Areas of Unrest

5 August 1999 - Happily Ever After

They lived happily ever after. Except that isn't quite how the world works.

Cinderella hadn't quite realized the implications of the glass slipper. The prince's foot fetish was tiresome enough but glass is unyielding and he wouldn't permit her to get some nice comfy gel insoles and, in the end, they split up over her corns and callouses.

Meanwhile, Rapunzel decided to go for a more modern look, especially after her doctor suggested that the weight of all that hair might be causing her chronic headaches. Her prince came home, took one look at that short layered cut and was out the door faster than you can say "tit tom tat."

Hansel wanted to marry, but every woman he dated seemed to be such a witch. In the meantime, Gretel was sure she'd be fine if she could just stop those sugar binges.

Sleeping Beauty hadn't been out of that castle in all those years, so maybe it was no surprise she developed agoraphobia. The adultery suit against Snow White wasn't really all that surprising either, though having seven co-respondents named in the divorce proceedings was unusual and she hadn't realized that the magic mirror she inherited would be such a willing witness to her dalliances with the dwarfs. The environmentalists are still picketing Jack's house, between that unnatural giant beanstalk and the goose that lays the golden eggs, obvious products of uncontrolled genetic engineering research.
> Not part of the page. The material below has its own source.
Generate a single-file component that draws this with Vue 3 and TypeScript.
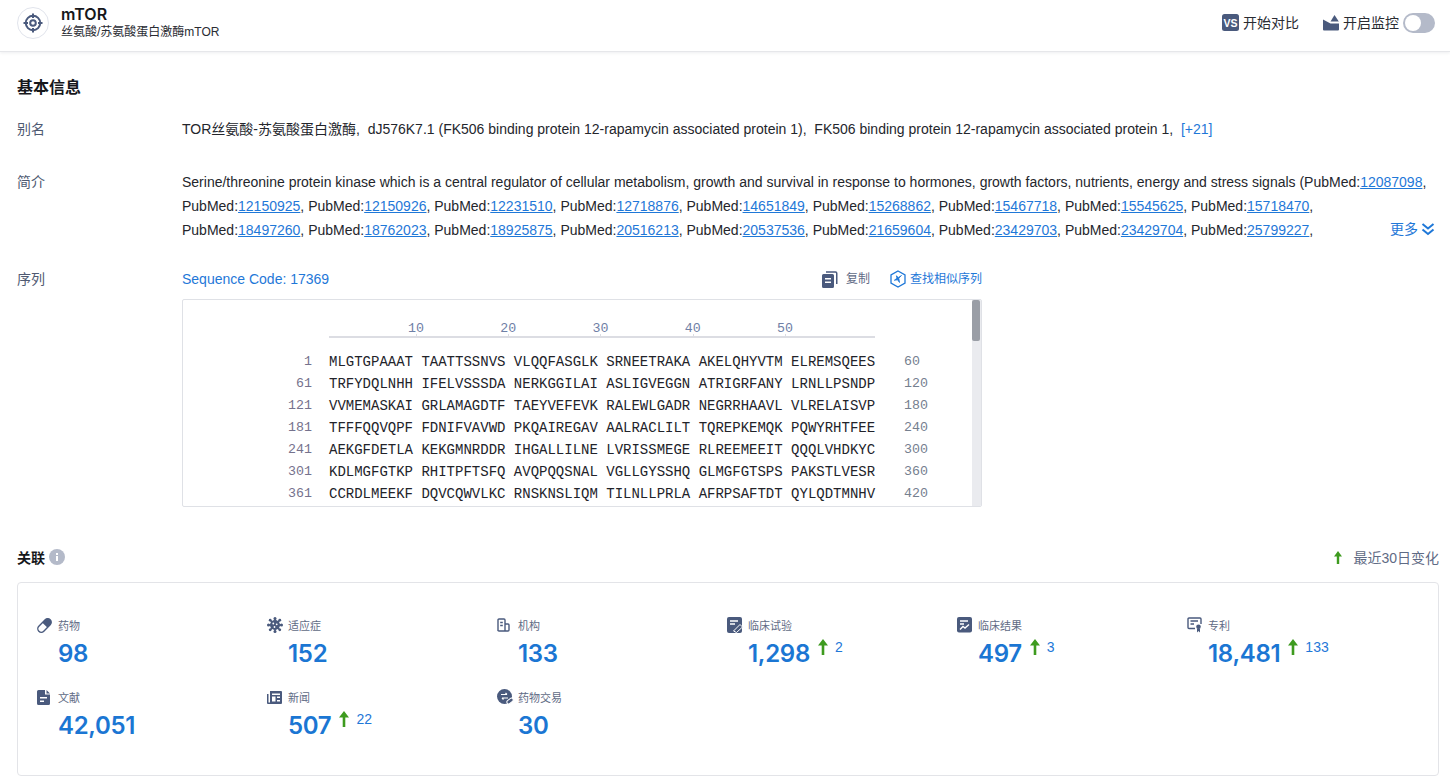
<script setup lang="ts">
interface Stat { key: string; label: string; value: string; delta?: string }
const stats: Stat[] = [
  { key: 'pill', label: '药物', value: '98' },
  { key: 'virus', label: '适应症', value: '152' },
  { key: 'org', label: '机构', value: '133' },
  { key: 'trial', label: '临床试验', value: '1,298', delta: '2' },
  { key: 'result', label: '临床结果', value: '497', delta: '3' },
  { key: 'patent', label: '专利', value: '18,481', delta: '133' },
  { key: 'doc', label: '文献', value: '42,051' },
  { key: 'news', label: '新闻', value: '507', delta: '22' },
  { key: 'deal', label: '药物交易', value: '30' },
]
const line2 = ['12150925', '12150926', '12231510', '12718876', '14651849', '15268862', '15467718', '15545625', '15718470']
const line3 = ['18497260', '18762023', '18925875', '20516213', '20537536', '21659604', '23429703', '23429704', '25799227']
const rows = [
  ['1', 'MLGTGPAAAT TAATTSSNVS VLQQFASGLK SRNEETRAKA AKELQHYVTM ELREMSQEES', '60'],
  ['61', 'TRFYDQLNHH IFELVSSSDA NERKGGILAI ASLIGVEGGN ATRIGRFANY LRNLLPSNDP', '120'],
  ['121', 'VVMEMASKAI GRLAMAGDTF TAEYVEFEVK RALEWLGADR NEGRRHAAVL VLRELAISVP', '180'],
  ['181', 'TFFFQQVQPF FDNIFVAVWD PKQAIREGAV AALRACLILT TQREPKEMQK PQWYRHTFEE', '240'],
  ['241', 'AEKGFDETLA KEKGMNRDDR IHGALLILNE LVRISSMEGE RLREEMEEIT QQQLVHDKYC', '300'],
  ['301', 'KDLMGFGTKP RHITPFTSFQ AVQPQQSNAL VGLLGYSSHQ GLMGFGTSPS PAKSTLVESR', '360'],
  ['361', 'CCRDLMEEKF DQVCQWVLKC RNSKNSLIQM TILNLLPRLA AFRPSAFTDT QYLQDTMNHV', '420'],
]
const ruler = ['10', '20', '30', '40', '50']
</script>

<template>
  <div class="page">
    <header class="topbar">
      <div class="brand">
        <span class="logo">
          <svg width="20" height="20" viewBox="0 0 20 20" fill="none" stroke="#4a5a7d" stroke-width="2">
            <circle cx="10" cy="10" r="7.2" />
            <circle cx="10" cy="10" r="2.8" />
            <path d="M10 0.5V5M10 15V19.500M0.500 10H5M15 10H19.500" />
          </svg>
        </span>
        <div>
          <div class="title">mTOR</div>
          <div class="subtitle">丝氨酸/苏氨酸蛋白激酶mTOR</div>
        </div>
      </div>
      <div class="actions">
        <span class="action">
          <svg width="17" height="17" viewBox="0 0 17 17">
            <rect width="17" height="17" rx="2.500" fill="#4a5a7d" />
            <text x="8.500" y="12.600" text-anchor="middle" class="vs-text">VS</text>
          </svg>
          开始对比
        </span>
        <span class="action monitor">
          <svg width="16" height="16" viewBox="0 0 16 16" fill="#4a5a7d">
            <path d="M0 4.500L7.500 8.500H16V14.500A1 1 0 0 1 15 15.500H1A1 1 0 0 1 0 14.500Z" />
            <path d="M7.500 6.500L11.500 0L15.800 6.500Z" />
          </svg>
          开启监控
        </span>
        <span class="toggle"><i></i></span>
      </div>
    </header>

    <main class="content">
      <h2 class="heading">基本信息</h2>

      <div class="row alias">
        <div class="label">别名</div>
        <div class="value-text">
          TOR丝氨酸-苏氨酸蛋白激酶,&nbsp; dJ576K7.1 (FK506 binding protein 12-rapamycin associated protein 1),&nbsp; FK506 binding protein 12-rapamycin associated protein 1,&nbsp; <span class="blue">[+21]</span>
        </div>
      </div>

      <div class="row intro">
        <div class="label">简介</div>
        <div class="value-text desc">
          <div class="line">Serine/threonine protein kinase which is a central regulator of cellular metabolism, growth and survival in response to hormones, growth factors, nutrients, energy and stress signals (PubMed:<a>12087098</a>,</div>
          <div class="line"><template v-for="id in line2" :key="id">PubMed:<a>{{ id }}</a>,&nbsp;</template></div>
          <div class="line"><template v-for="id in line3" :key="id">PubMed:<a>{{ id }}</a>,&nbsp;</template></div>
          <span class="more">更多
            <svg width="14" height="14" viewBox="0 0 14 14" fill="none" stroke="#1f78d8" stroke-width="2">
              <path d="M1.500 2L7 6.500L12.500 2M1.500 7.500L7 12L12.500 7.500" />
            </svg>
          </span>
        </div>
      </div>

      <div class="row seq">
        <div class="label">序列</div>
        <div class="seq-col">
          <div class="seq-head">
            <span class="blue">Sequence Code: 17369</span>
            <div class="seq-tools">
              <span class="tool">
                <svg width="16" height="18" viewBox="0 0 16 18" fill="#4a5a7d">
                  <path d="M1.500 4H10.500A1.500 1.500 0 0 1 12 5.500V16.500A1.500 1.500 0 0 1 10.500 18H1.500A1.500 1.500 0 0 1 0 16.500V5.500A1.500 1.500 0 0 1 1.500 4ZM3 8V9.500H9V8ZM3 11.500V13H9V11.500Z" fill-rule="evenodd" />
                  <path d="M4 1.200H13.500A2 2 0 0 1 15.500 3.200V14H14V3.200A.6.6 0 0 0 13.500 2.700H4Z" />
                </svg>
                <span>复制</span>
              </span>
              <span class="tool find">
                <svg width="16" height="18" viewBox="0 0 16 18" fill="none" stroke="#1f78d8" stroke-width="1.300">
                  <path d="M8 1L15 5V13L8 17L1 13V5Z" />
                  <path d="M11.500 5.500L8.800 8.200L9.500 12.500L7.600 9.800L4.300 10.300L7 8.200L6.300 5.800L8.300 7.500Z" fill="#1f78d8" stroke-width=".8" />
                </svg>
                <span>查找相似序列</span>
              </span>
            </div>
          </div>
          <div class="seq-box">
            <div class="seq-scroll">
              <div class="ruler">
                <span v-for="n in ruler" :key="n" class="tick">{{ n }}</span>
              </div>
              <div v-for="r in rows" :key="r[0]" class="seq-row">
                <span class="num-start">{{ r[0] }}</span>
                <span class="residues">{{ r[1] }}</span>
                <span class="num-end">{{ r[2] }}</span>
              </div>
            </div>
            <div class="scrollbar"><div class="thumb"></div></div>
          </div>
        </div>
      </div>

      <div class="assoc-head">
        <div class="assoc-title">
          <span>关联</span>
          <svg width="16" height="16" viewBox="0 0 16 16">
            <circle cx="8" cy="8" r="8" fill="#b4bac9" />
            <rect x="7" y="7" width="2" height="5" fill="#fff" />
            <rect x="7" y="4" width="2" height="2" fill="#fff" />
          </svg>
        </div>
        <div class="recent">
          <svg class="recent-arrow" width="8" height="13" viewBox="0 0 8 13" fill="#3e9b1f"><path d="M4 0L8 5.500H5.200V13H2.800V5.500H0Z" /></svg>
          最近30日变化
        </div>
      </div>

      <section class="stats">
        <div v-for="s in stats" :key="s.key" class="stat">
          <div class="stat-label">
            <span class="stat-icon">
              <svg v-if="s.key === 'pill'" width="15" height="15" viewBox="0 0 15 15">
                <g transform="rotate(-45 7.500 7.500)">
                  <rect x="-.5" y="4" width="16" height="7" rx="3.500" fill="none" stroke="#4a5a7d" stroke-width="1.400" />
                  <path d="M8 4H12A3.500 3.500 0 0 1 12 11H8Z" fill="#4a5a7d" />
                </g>
              </svg>
              <svg v-else-if="s.key === 'virus'" width="16" height="16" viewBox="0 0 16 16" fill="#4a5a7d" stroke="#4a5a7d">
                <circle cx="8" cy="8" r="5" stroke="none" />
                <path d="M8 .8V15.200M.8 8H15.200M2.900 2.900L13.100 13.100M13.100 2.900L2.900 13.100" stroke-width="1.500" />
                <g stroke="none"><circle cx="8" cy="1.500" r="1.500" /><circle cx="8" cy="14.500" r="1.500" /><circle cx="1.500" cy="8" r="1.500" /><circle cx="14.500" cy="8" r="1.500" /><circle cx="3.200" cy="3.200" r="1.400" /><circle cx="12.800" cy="3.200" r="1.400" /><circle cx="3.200" cy="12.800" r="1.400" /><circle cx="12.800" cy="12.800" r="1.400" /></g>
                <g fill="#fff" stroke="none"><circle cx="6.300" cy="6.500" r=".9" /><circle cx="9.700" cy="7.300" r=".9" /><circle cx="7.500" cy="10" r=".9" /></g>
              </svg>
              <svg v-else-if="s.key === 'org'" width="13" height="14" viewBox="0 0 13 14" fill="none" stroke="#4a5a7d" stroke-width="1.400">
                <path d="M1 13V2A1 1 0 0 1 2 1H7A1 1 0 0 1 8 2V13H2A1 1 0 0 1 1 12ZM8 6H11A1 1 0 0 1 12 7V12A1 1 0 0 1 11 13H8" />
                <path d="M3.200 4.500H5.800M3.200 7.500H5.800" />
              </svg>
              <svg v-else-if="s.key === 'trial'" width="16" height="16" viewBox="0 0 16 16">
                <rect width="15" height="16" rx="2" fill="#4a5a7d" />
                <path d="M3 4H11M3 7H8" stroke="#fff" stroke-width="1.500" />
                <path d="M6.500 14L13 7.500L15.500 10L9.500 15.500Z" fill="#4a5a7d" stroke="#fff" />
              </svg>
              <svg v-else-if="s.key === 'result'" width="15" height="16" viewBox="0 0 15 16">
                <rect width="15" height="15.500" rx="2" fill="#4a5a7d" />
                <path d="M3 4H11M3 7H7M3 12.500L6 9.500L8 11L12 7.500" fill="none" stroke="#fff" stroke-width="1.400" />
              </svg>
              <svg v-else-if="s.key === 'patent'" width="16" height="16" viewBox="0 0 16 16" fill="none" stroke="#4a5a7d" stroke-width="1.400">
                <path d="M8 11.500H2A1 1 0 0 1 1 10.500V2A1 1 0 0 1 2 1H13A1 1 0 0 1 14 2V7" />
                <path d="M3.500 4H11M3.500 7H7" />
                <circle cx="11.500" cy="9.800" r="2.300" fill="#4a5a7d" stroke="none" />
                <path d="M10 11.500V15.500L11.500 14L13 15.500V11.500Z" fill="#4a5a7d" stroke="none" />
              </svg>
              <svg v-else-if="s.key === 'doc'" width="13" height="15" viewBox="0 0 13 15">
                <path d="M1.500 0H8V4.500H13V13.500A1.500 1.500 0 0 1 11.500 15H1.500A1.500 1.500 0 0 1 0 13.500V1.500A1.500 1.500 0 0 1 1.500 0ZM3 7V8.500H10V7ZM3 10.500V12H7V10.500Z" fill="#4a5a7d" fill-rule="evenodd" />
                <path d="M9.500 0L13 3.500H9.500Z" fill="#4a5a7d" />
              </svg>
              <svg v-else-if="s.key === 'news'" width="15" height="13" viewBox="0 0 15 13">
                <path d="M3 0H14A1 1 0 0 1 15 1V12A1 1 0 0 1 14 13H1A1 1 0 0 1 0 12V3H1.500V11.500H3ZM5 2.500V4H13V2.500ZM5 5.500V10.500H8.500V5.500ZM10 5.500V7H13V5.500ZM10 9V10.500H13V9Z" fill="#4a5a7d" fill-rule="evenodd" />
              </svg>
              <svg v-else width="17" height="16" viewBox="0 0 17 16">
                <circle cx="7.500" cy="7.500" r="7.500" fill="#4a5a7d" />
                <path d="M4 5.500H10M8.500 4L10 5.500M11 9H5M6.500 10.500L5 9" stroke="#fff" stroke-width="1.200" fill="none" />
                <rect x="9.500" y="10.200" width="7" height="3.600" rx="1.800" transform="rotate(-40 13 12)" fill="#4a5a7d" stroke="#fff" />
              </svg>
            </span>
            <span>{{ s.label }}</span>
          </div>
          <div class="stat-value">
            <span class="number">{{ s.value }}</span>
            <template v-if="s.delta">
              <svg class="up" width="10" height="16" viewBox="0 0 10 16" fill="#3e9b1f"><path d="M5 0L10 6.500H6.300V16H3.700V6.500H0Z" /></svg>
              <span class="delta">{{ s.delta }}</span>
            </template>
          </div>
        </div>
      </section>
    </main>
  </div>
</template>

<style scoped>
.page {
  width: 1450px;
  height: 780px;
  overflow: hidden;
  background: #fff;
  color: #1e1f24;
  font-family: "Liberation Sans", "Noto Sans CJK SC", sans-serif;
  font-size: 14px;
}
.topbar {
  height: 52px;
  box-sizing: border-box;
  padding: 0 15px 6px 17px;
  display: flex;
  justify-content: space-between;
  align-items: center;
  border-bottom: 1px solid #e6e7ea;
  box-shadow: 0 1px 3px rgba(30, 40, 70, .08);
}
.brand { display: flex; align-items: center; gap: 12px; }
.logo {
  width: 32px; height: 32px; box-sizing: border-box;
  border: 1px solid #e1e4ec; border-radius: 50%;
  display: flex; align-items: center; justify-content: center;
}
.title { font-family: Inter, "Noto Sans CJK SC", sans-serif; font-size: 16px; font-weight: 600; line-height: 18px; color: #16171b; }
.subtitle { font-size: 12px; line-height: 16px; margin-top: 1px; color: #2a2c33; }
.vs-text { font-family: "Liberation Sans", sans-serif; font-size: 10.500px; font-weight: 700; fill: #fff; }
.actions { display: flex; align-items: center; }
.action { display: flex; align-items: center; gap: 4px; color: #2a2c33; line-height: 18px; }
.monitor { margin-left: 24px; }
.toggle { width: 32px; height: 20px; margin-left: 4px; border-radius: 10px; background: #b4bac9; display: block; position: relative; }
.toggle i { position: absolute; left: 2px; top: 2px; width: 16px; height: 16px; border-radius: 50%; background: #fff; }
.content { padding: 0 11px 0 17px; }
.heading { margin: 25px 0 0; font-size: 16px; line-height: 22px; font-weight: 700; color: #16171b; }
.row { display: flex; }
.label { width: 165px; flex: none; color: #4f5a72; font-size: 14px; line-height: 24px; }
.alias { margin-top: 18px; }
.intro { margin-top: 29px; }
.value-text { line-height: 24px; color: #24262c; white-space: nowrap; }
.blue { color: #1f78d8; }
.desc { position: relative; flex: 1; }
.desc a { color: #1f78d8; text-decoration: underline; }
.more { position: absolute; right: 4px; top: 47px; display: flex; align-items: center; gap: 3px; color: #1f78d8; font-size: 14px; }
.seq { margin-top: 25px; }
.seq-col { width: 800px; }
.seq-head { display: flex; justify-content: space-between; align-items: center; height: 24px; line-height: 24px; }
.seq-tools { display: flex; gap: 20px; font-size: 12px; }
.tool { display: flex; align-items: center; gap: 8px; color: #5f6b85; }
.find { color: #1f78d8; gap: 4px; }
.seq-box {
  margin-top: 8px; height: 208px; box-sizing: border-box;
  border: 1px solid #dfe1e6; border-radius: 2px;
  display: flex; overflow: hidden;
}
.seq-scroll { flex: 1; overflow: hidden; font-family: "Liberation Mono", "Courier New", monospace; font-size: 14px; }
.ruler {
  margin: 18px 0 0 146px; width: 546px; height: 20px; box-sizing: border-box;
  border-bottom: 2px solid #dcdde3; display: flex; padding-left: 2.600px;
}
.tick { width: 92.300px; flex: none; text-align: right; box-sizing: border-box; color: #6f80a6; font-size: 13.300px; line-height: 22px; height: 18px; position: relative; }
.tick::after { content: ""; position: absolute; right: 7px; bottom: 0; width: 1px; height: 2px; background: #dcdde3; }
.seq-row { display: flex; height: 22px; line-height: 22px; }
.ruler + .seq-row { margin-top: 13px; }
.num-start { width: 129px; flex: none; text-align: right; color: #75728d; font-size: 13.300px; }
.residues { margin-left: 17px; width: 546px; flex: none; white-space: pre; color: #22232a; font-size: 14px; }
.num-end { margin-left: 29px; color: #75808f; font-size: 13.300px; }
.scrollbar { width: 9px; background: #eaebef; flex: none; }
.thumb { width: 8px; height: 41px; border-radius: 2px; background: #9a9ea6; }
.assoc-head { display: flex; justify-content: space-between; align-items: center; margin-top: 38px; height: 24px; }
.assoc-title { display: flex; align-items: center; gap: 4px; font-size: 14px; font-weight: 700; color: #16171b; }
.recent { display: flex; align-items: center; color: #5f6b85; font-size: 14px; }
.recent-arrow { margin-right: 11px; }
.stats {
  margin-top: 13px; height: 194px; box-sizing: border-box;
  border: 1px solid #e3e4e8; border-radius: 4px;
  padding: 30px 19px 0;
  display: grid; grid-template-columns: repeat(6, 230px); grid-auto-rows: 72px;
}
.stat-label { display: flex; align-items: center; height: 24px; font-size: 11px; color: #5f6b85; }
.stat-icon { width: 21px; flex: none; display: flex; align-items: center; }
.stat-value { display: flex; align-items: flex-start; margin: 1px 0 0 21px; }
.number { font-family: Inter, sans-serif; font-size: 24px; letter-spacing: -.3px; font-weight: 600; line-height: 32px; color: #1b76d3; }
.up { margin: 0 0 0 8px; position: relative; top: 1px; }
.delta { margin-left: 7px; font-family: "Liberation Sans", sans-serif; font-size: 14px; line-height: 18px; color: #1f78d8; }
</style>

<style>
html, body { margin: 0; background: #fff; }
</style>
The fairy godmother went into therapy, too, and joined CoDependents Anonymous.

So the storyteller didn't know what to do. None of the old familiar characters were doing what she wanted them to do. She wanted a nice neat world where people killed one dragon and then could live happily ever after and ever after meant forever. Instead, demons stalked the earth, snatching at people she cared about, tearing them apart from inside, cell by cell transforming into vicious crab-clawed death.

Okay, it's not like I really want or expect people to live forever, but I am tired of people dying. This one wasn't a shock per se - Norman had been dealing with cancer the entire time I knew him and, while he'd been doing better for a while, he'd seemed slower, shakier, even paler (as much as it makes sense for a black man to look pale), the last couple of times I'd seen him. One night at Long Beach Storytellers, he'd told a story about death going to visit a man, and while I don't remember the exact story, what I do remember involved the man being hospitable to death, offering him a meal, establishing a friendly relationship. I can see Norman that way, that kind and gentle man offering death a cup of tea, a warm hug and a story.

We talked about Norman after storytelling and Nancy said that, while he insisted he didn't want a memorial service, we should go ahead and have something. I think the plan is to plant a tree in his honor (probably at El Dorado Park) and celebrate his life with stories. It's a good illustration of the principle that funerals are for the living.